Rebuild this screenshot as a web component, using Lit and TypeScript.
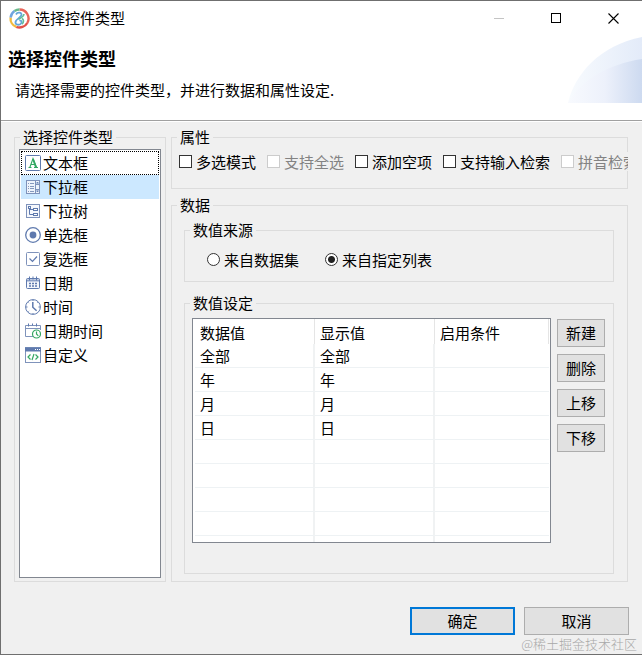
import { LitElement, html, css, svg, nothing } from "lit";
import { customElement, state } from "lit/decorators.js";
import { classMap } from "lit/directives/class-map.js";

const BLUE = "#5f7aae";
const GREEN = "#35a862";

const icons = {
  text: svg`<rect x="0.5" y="0.5" width="15" height="15" rx="1" fill="#fff" stroke="${BLUE}"/>
    <path d="M3.5 12.5h3M9 12.5h4M4.8 12.5L8 3.5l3.6 9M5.9 9.5h4.4" fill="none" stroke="${GREEN}" stroke-width="1.1"/><path d="M8 4l3 8.5" stroke="${GREEN}" stroke-width="1.8"/>`,
  combo: svg`<rect x="1.5" y="1.5" width="13" height="13" fill="#eef3fb" stroke="#7f93bb"/>
    <path d="M10.5 2v12M11 5.5h3.5M11 10.5h3.5" stroke="#7f93bb"/>
    <path d="M3 4.5h1M5 4.5h4M3 7.5h1M5 7.5h4M3 9.5h1M5 9.5h4M3 12.5h1M5 12.5h4" stroke="#8598bd"/>
    <path d="M11.5 4.2L12.5 3l1 1.2zM11.5 11.8l1 1.2 1-1.2z" fill="${BLUE}" stroke="${BLUE}" stroke-width=".6"/>`,
  tree: svg`<rect x="1.5" y="1.5" width="13" height="13" fill="#f6f8fc" stroke="#7f93bb"/>
    <path d="M4.5 5v6.5H8M4.5 6.5H8" fill="none" stroke="${BLUE}"/>
    <rect x="3.5" y="3.5" width="2" height="2" fill="#fff" stroke="${BLUE}"/>
    <rect x="8.5" y="5.5" width="4" height="2" fill="#fff" stroke="${BLUE}"/>
    <rect x="8.5" y="10.5" width="4" height="2" fill="#fff" stroke="${BLUE}"/>`,
  radio: svg`<circle cx="8" cy="8" r="7.3" fill="#fff" stroke="${BLUE}" stroke-width="1.3"/><circle cx="8" cy="8" r="3.4" fill="${BLUE}"/>`,
  check: svg`<rect x="1.5" y="1.5" width="13" height="13" rx="1" fill="#fff" stroke="#7f93bb"/>
    <path d="M4.5 7.5l3 3 4.5-5" fill="none" stroke="${BLUE}" stroke-width="1.2"/>`,
  date: svg`<rect x="1.5" y="3.5" width="13" height="10" rx="1" fill="#f4f7fc" stroke="${BLUE}"/>
    <path d="M2 5.5h12" stroke="#8ea1c8" stroke-width="2"/><path d="M4.5 1.5v4M8 1.5v3M11.5 1.5v4" stroke="${BLUE}"/>
    <path d="M4 8.5h2M7 8.5h2M10 8.5h2M4 11h2M7 11h2M10 11h2" stroke="${BLUE}" stroke-width="1.3"/>`,
  time: svg`<circle cx="8" cy="8" r="7.4" fill="#fff" stroke="${BLUE}"/>
    <path d="M7.8 3v5.2l3.8 3.6" fill="none" stroke="${BLUE}" stroke-width="1.5"/>
    <path d="M8 1v1M1 8h1.5M13.5 8H15M8 14v1M3.5 3.5l.6.6M12 4l.6-.6M3.5 12.5l.6-.6" stroke="${BLUE}"/>`,
  datetime: svg`<path d="M8 13.500H.5v-11h15V7" fill="#fff" stroke="#7f93bb"/><path d="M.5 5.500h15" stroke="#7f93bb"/>
    <path d="M3.5 .5v3M7.500 .5v2M11.500 .5v3" stroke="${BLUE}"/>
    <circle cx="11.500" cy="11" r="4" fill="#fff" stroke="${GREEN}" stroke-width="1.200"/><path d="M11.500 8.500V11l1.800 1.800" fill="none" stroke="${GREEN}" stroke-width="1.200"/>`,
  custom: svg`<rect x="0.5" y="0.5" width="15" height="15" fill="#fff" stroke="#7f93bb"/>
    <path d="M0 2.5h16" stroke="${BLUE}" stroke-width="4"/><path d="M10 2.5h1M12 2.5h1M14 2.5h1" stroke="#fff"/>
    <path d="M5.5 7.5L3 10l2.5 2.5M10.5 7.5L13 10l-2.5 2.5M9 7l-2 6" fill="none" stroke="${GREEN}" stroke-width="1.2"/>`,
};

const TYPES: { icon: keyof typeof icons; label: string }[] = [
  { icon: "text", label: "文本框" },
  { icon: "combo", label: "下拉框" },
  { icon: "tree", label: "下拉树" },
  { icon: "radio", label: "单选框" },
  { icon: "check", label: "复选框" },
  { icon: "date", label: "日期" },
  { icon: "time", label: "时间" },
  { icon: "datetime", label: "日期时间" },
  { icon: "custom", label: "自定义" },
];

const OPTIONS = [
  { label: "多选模式", disabled: false },
  { label: "支持全选", disabled: true },
  { label: "添加空项", disabled: false },
  { label: "支持输入检索", disabled: false },
  { label: "拼音检索", disabled: true },
];

const SOURCES = ["来自数据集", "来自指定列表"];
const ROWS = ["全部", "年", "月", "日", "", "", "", ""];
const ACTIONS = ["新建", "删除", "上移", "下移"];

@customElement("app-root")
export class AppRoot extends LitElement {
  @state() private selected = 1;
  @state() private source = 1;

  static styles = css`
    :host {
      display: block;
      background: #f0f0f0;
      color: #000;
      font: 15px/21px "Noto Sans CJK SC", "Liberation Sans", sans-serif;
    }
    * { box-sizing: border-box; }
    .dialog {
      position: relative;
      display: flex;
      flex-direction: column;
      min-height: calc(100vh - 1px);
      border: 1px solid #6f6f6f;
      border-right: 0;
      overflow: hidden;
    }
    .head {
      position: relative;
      height: 120px;
      background: #fff;
      border-bottom: 1px solid #a0a0a0;
    }
    .swoosh { position: absolute; right: 0; top: 36px; }
    .titlebar { display: flex; align-items: center; height: 35px; padding-left: 8px; }
    .logo { margin-right: 5px; }
    .caption { flex: 1; padding-bottom: 2px; }
    .win {
      display: flex;
      align-items: center;
      justify-content: center;
      width: 57px;
      height: 34px;
      padding: 0;
      border: 0;
      background: none;
    }
    h1 { margin: 9px 0 0 7px; font-size: 18px; line-height: 26px; font-weight: 700; }
    .desc { margin: 8px 0 0 14px; }
    .body {
      flex: 1;
      display: grid;
      grid-template-columns: 152px minmax(0, 1fr);
      gap: 5px;
      padding: 5px 14px 0 13px;
      border-top: 1px solid #fff;
    }
    .side { display: flex; flex-direction: column; gap: 6px; }
    fieldset {
      min-width: 0;
      margin: 0;
      padding: 0;
      border: 1px solid #dcdcdc;
    }
    legend { margin-left: 5px; padding: 0 3px; height: 21px; line-height: 19px; }
    .types { display: flex; flex-direction: column; }
    .list {
      flex: 1;
      margin: 1px 4px 3px;
      padding: 1px;
      list-style: none;
      background: #fff;
      border: 1px solid #828790;
    }
    .item {
      display: flex;
      align-items: center;
      gap: 2px;
      height: 24px;
      padding-left: 4px;
    }
    .item span { padding-bottom: 2px; }
    .item.on { background: #cce8ff; }
    .item.focus { outline: 1px dotted #000; outline-offset: -1px; }
    .props { height: 62px; }
    .row { display: flex; height: 19px; }
    .checks {
      gap: 11px;
      margin: 4px -1px 0 7px;
      background: #f0f0f0;
      overflow: hidden;
    }
    .choice { display: flex; flex: none; align-items: center; gap: 4px; white-space: nowrap; }
    .choice.off { color: #838383; }
    input {
      appearance: none;
      width: 13px;
      height: 13px;
      margin: 0;
      background: #fff;
      border: 1px solid #333;
    }
    input:disabled { border-color: #ccc; }
    input[type="checkbox"]:checked { background: #333; box-shadow: inset 0 0 0 2px #fff; }
    input[type="radio"] { border-radius: 50%; }
    input[type="radio"]:checked { background: radial-gradient(circle, #222 3px, #fff 4px); }
    .data { flex: 1; display: flex; flex-direction: column; }
    .panels { flex: 1; display: flex; flex-direction: column; gap: 11px; margin: 4px 13px 7px 12px; }
    .source { height: 62px; }
    .sources { gap: 26px; margin: 9px 0 0 22px; }
    .values { flex: 1; display: flex; flex-direction: column; }
    .editor { flex: 1; display: flex; gap: 6px; margin: 4px 8px 30px 7px; }
    .grid { flex: 1; display: grid; min-width: 0; background: #fff; border: 1px solid #828790; padding: 0 1px 0 2px; }
    table { width: 100%; height: 100%; table-layout: fixed; border-collapse: separate; border-spacing: 0; }
    .col { width: 120px; }
    th, td {
      height: 24px;
      padding: 0 5px;
      text-align: left;
      font-weight: 400;
      border-bottom: 1px solid #eef2f4;
      border-right: 2px solid #f0f2f3;
    }
    th { height: 25px; padding-top: 2px; border-bottom: 0; border-right: 1px solid #e5e5e5; }
    td:last-child { border-right: 0; }
    .tail td { height: auto; border-bottom: 0; padding: 0; }
    .actions { display: flex; flex-direction: column; gap: 7px; padding-top: 1px; }
    .btn {
      width: 48px;
      height: 28px;
      padding: 0 0 2px;
      font: inherit;
      color: #000;
      background: #e1e1e1;
      border: 1px solid #adadad;
    }
    .foot { display: flex; justify-content: flex-end; gap: 9px; padding: 25px 13px 19px; }
    .wide { width: 105px; }
    .primary { border: 2px solid #0078d7; }
    .mark {
      position: absolute;
      right: 5px;
      bottom: 0;
      color: #a8a8a8;
      font-size: 13px;
      font-weight: 300;
      pointer-events: none;
    }
  `;

  render() {
    return html`
      <main class="dialog">
        <header class="head">
          <svg class="swoosh" width="74" height="67" viewBox="0 0 74 67" aria-hidden="true">
            <defs>
              <linearGradient id="a"><stop offset="0" stop-color="#f8fbfe"/><stop offset="1" stop-color="#e3ebf9"/></linearGradient>
              <linearGradient id="b"><stop offset="0" stop-color="#f8fafe"/><stop offset=".5" stop-color="#edf1fb"/><stop offset="1" stop-color="#cddaf0"/></linearGradient>
            </defs>
            <path d="M0 66C6 38 32 8 74 0V66z" fill="url(#a)"/>
            <path d="M0 66C12 44 40 27 74 22V66z" fill="url(#b)"/>
          </svg>
          <div class="titlebar">
            <svg class="logo" width="21" height="21" viewBox="0 0 21 21" aria-hidden="true">
              <g fill="none" stroke-width="2.4">
                <path d="M10.5 1.5a9 9 0 0 1 7.8 13.5" stroke="#e8655a"/>
                <path d="M18.3 15a9 9 0 0 1-11 3.9" stroke="#e2524a"/>
                <path d="M7.3 18.9A9 9 0 0 1 1.6 9.5" stroke="#f0bb3f"/>
                <path d="M1.6 9.5A9 9 0 0 1 5.5 3" stroke="#6fa5e0"/>
                <path d="M5.5 3a9 9 0 0 1 5-1.5" stroke="#66b98a"/>
              </g>
              <path d="M7 6.500c1.500-3 6-2 5.500 .5S7 11 6.500 14s4 3.500 5.500 1.500 0-3.500-1.500-2.500" fill="none" stroke="#64a6da" stroke-width="1.800"/>
              <path d="M15 6c0 3.500-3 3-5.500 5.500M13 10.500c2 1 2 4 0 5.500" fill="none" stroke="#62bd98" stroke-width="1.600"/>
            </svg>
            <span class="caption">选择控件类型</span>
            <button class="win" aria-label="最小化" disabled>
              <svg width="11" height="11"><path d="M0 5.500h10" stroke="#c4c4c4"/></svg>
            </button>
            <button class="win" aria-label="最大化">
              <svg width="11" height="11"><rect x=".5" y=".5" width="9" height="9" fill="none" stroke="#000"/></svg>
            </button>
            <button class="win" aria-label="关闭">
              <svg width="11" height="11"><path d="M.5 .5l10 10M10.500 .5l-10 10" stroke="#000" stroke-width="1.100"/></svg>
            </button>
          </div>
          <h1>选择控件类型</h1>
          <p class="desc">请选择需要的控件类型，并进行数据和属性设定.</p>
        </header>

        <div class="body">
          <fieldset class="types">
            <legend>选择控件类型</legend>
            <ul class="list" role="listbox" aria-label="选择控件类型">
              ${TYPES.map(
                (t, i) => html`<li
                  role="option"
                  aria-selected=${i === this.selected}
                  class=${classMap({ item: true, on: i === this.selected, focus: i === 0 })}
                  @click=${() => (this.selected = i)}
                >
                  <svg width="16" height="16" viewBox="0 0 16 16" aria-hidden="true">${icons[t.icon]}</svg>
                  <span>${t.label}</span>
                </li>`
              )}
            </ul>
          </fieldset>

          <div class="side">
            <fieldset class="props">
              <legend>属性</legend>
              <div class="row checks">
                ${OPTIONS.map(
                  (o) => html`<label class=${classMap({ choice: true, off: o.disabled })}
                    ><input type="checkbox" ?disabled=${o.disabled} />${o.label}</label
                  >`
                )}
              </div>
            </fieldset>

            <fieldset class="data">
              <legend>数据</legend>
              <div class="panels">
                <fieldset class="source">
                  <legend>数值来源</legend>
                  <div class="row sources">
                    ${SOURCES.map(
                      (s, i) => html`<label class="choice"
                        ><input type="radio" name="source" .checked=${i === this.source} @change=${() => (this.source = i)} />${s}</label
                      >`
                    )}
                  </div>
                </fieldset>
                <fieldset class="values">
                  <legend>数值设定</legend>
                  <div class="editor">
                    <div class="grid">
                      <table>
                        <colgroup><col class="col" /><col class="col" /><col /></colgroup>
                        <thead>
                          <tr><th>数据值</th><th>显示值</th><th>启用条件</th></tr>
                        </thead>
                        <tbody>
                          ${ROWS.map((r) => html`<tr><td>${r || nothing}</td><td>${r || nothing}</td><td></td></tr>`)}
                          <tr class="tail"><td></td><td></td><td></td></tr>
                        </tbody>
                      </table>
                    </div>
                    <div class="actions">${ACTIONS.map((a) => html`<button class="btn">${a}</button>`)}</div>
                  </div>
                </fieldset>
              </div>
            </fieldset>
          </div>
        </div>

        <footer class="foot">
          <button class="btn wide primary">确定</button>
          <button class="btn wide">取消</button>
        </footer>
        <span class="mark">@稀土掘金技术社区</span>
      </main>
    `;
  }
}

→ Goal
Look through the listing above. Pick out each line with "this" and copy it.

→ Solution below
Rebuild this screenshot as a web component, using Lit and TypeScript.
                  aria-selected=${i === this.selected}
                  class=${classMap({ item: true, on: i === this.selected, focus: i === 0 })}
                  @click=${() => (this.selected = i)}
                        ><input type="radio" name="source" .checked=${i === this.source} @change=${() => (this.source = i)} />${s}</label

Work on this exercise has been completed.